Of course, the field of RNA therapeutics still has several important open challenges. First, delivery to organs other than the liver remains a major hurdle, as LNPs naturally accumulate in the liver. Several groups are working on engineering LNPs for increased delivery to other organ targets and decreased liver delivery, though this has proven difficult. New technologies outside of the LNP field have been proposed to solve this problem, primarily targeting delivery to the central nervous system or muscle, though few clinical programs have shown progress. Second, immunogenicity of the RNA molecules is a potential toxicity risk. The COVID-19 vaccines don’t directly validate this aspect of the modality, as vaccines are designed to intentionally engage the immune system, while most drugs need to evade the immune system.

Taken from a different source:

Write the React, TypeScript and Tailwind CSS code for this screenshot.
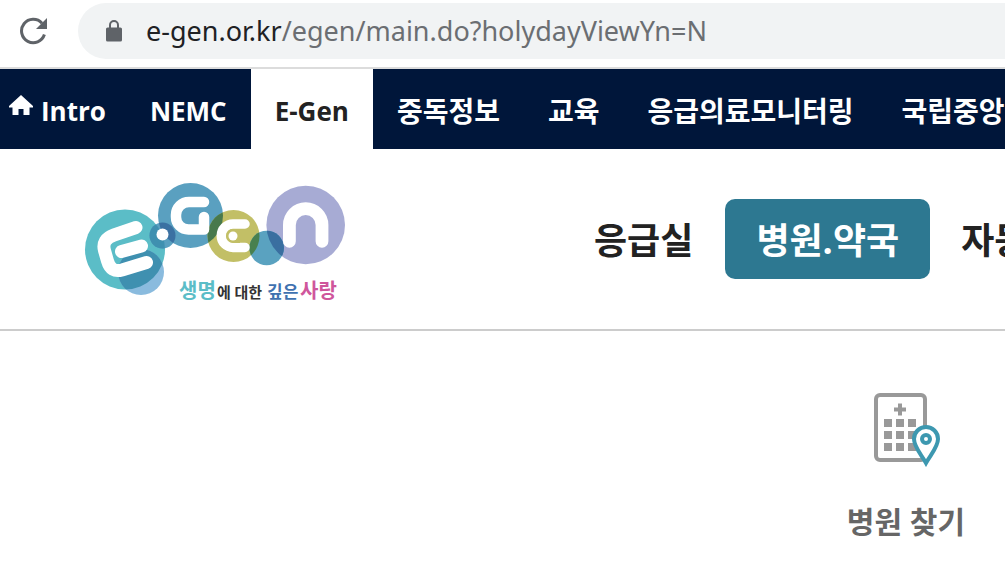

Some progress has been made on minimizing immunogenicity, as validated by the existing RNA drug approvals, but more work is needed to establish design principles for avoiding immunogenicity. Third, the vaccines are given in one or two doses, while most other therapeutics will require regular re-dosing, potentially for the rest of a patient’s life, so safety issues that may arise following a long period of repeat dosing also requires further investigation. 

While some hurdles remain, it’s incredible to see how the path to the clinic can be cleared for an entire therapeutic class due to the success of individual programs. In the case of the COVID-19 vaccines, the massive scale and speed of the design, manufacturing, and testing of these drugs has created tailwinds for all other RNA drug makers.